SURABAYA – Praktek penggandaan uang memang masih saja terjadi di Indonesia.
Kebiasaan ini banyak terjadi oleh ulah para dukun yang mampu menyakinkan sebagian warga.
Nama Dimas Kanjeng beberapa waktu lalu benar-benar menjadi fenomenal.
Pria asal Probolinggo ini sempat menghebohkan publik dua tahun lalu setelah ditangkap polisi karena tuduhan penipuan penggandaan uang dan pembunuhan.

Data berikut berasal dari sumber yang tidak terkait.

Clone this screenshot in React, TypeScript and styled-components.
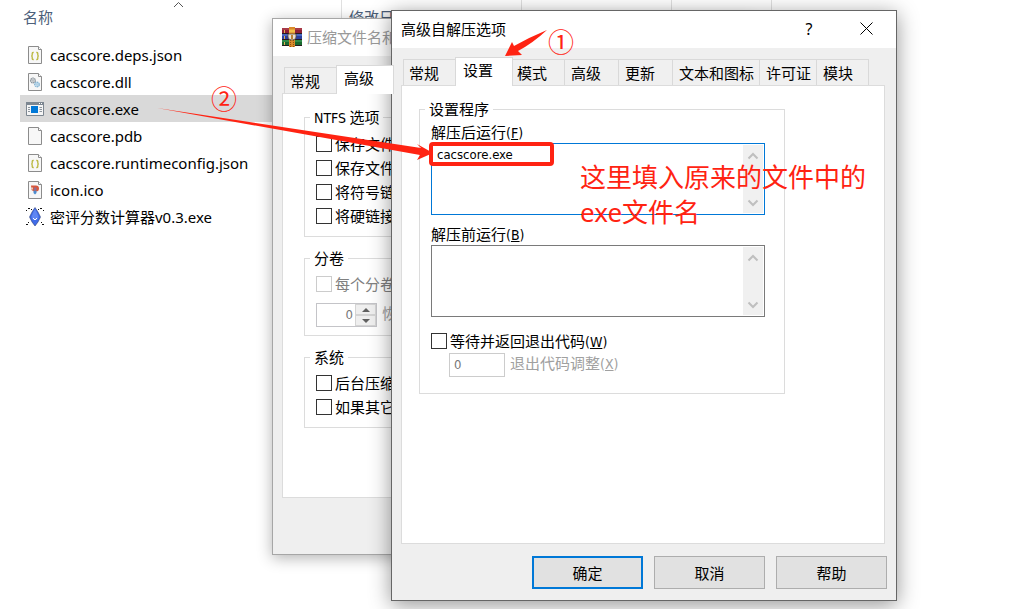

Dalam kasus pembunuhan terhadap Abdul Gani dan Ismail Hidayah, pemilik Padepokan Dimas Kanjeng Taat Pribadi ini divonis 18 tahun penjara.
Baru setahun hukuman itu dijalani, tiba-tiba muncul video yang menunjukkan aktivitasnya di Facebook.
Akun Facebook Kanjeng Hamid mengunggah video itu, Kamis (7/6/2018).
“Ayoo siapa yang boleh lawan sama kanjeng taat pribadi gudangnya uang probolinggo hadir,” tulis Kanjeng Hamid.
Akun ini tidak menjelaskan kapan video itu direkam dan dimana lokasinya.
Dilansir dari Surya.co.id, dalam video itu, Dimas Kanjeng tampak mengenakan pakaian dan kopiah hitam berada di antara tumpukan uang.
Tangannya menggenggam uang yang diakuinya dolar Singapura.
“Segini ini 2 miliar. Saya punya uang ini 2 juta (grup). Ini uang Singapura. Jadi jangan mengatakan Dimas Kanjeng Taat Pribadi tidak punya uang. Potong Leher saya, potong leher mahaguru saya,” katanya.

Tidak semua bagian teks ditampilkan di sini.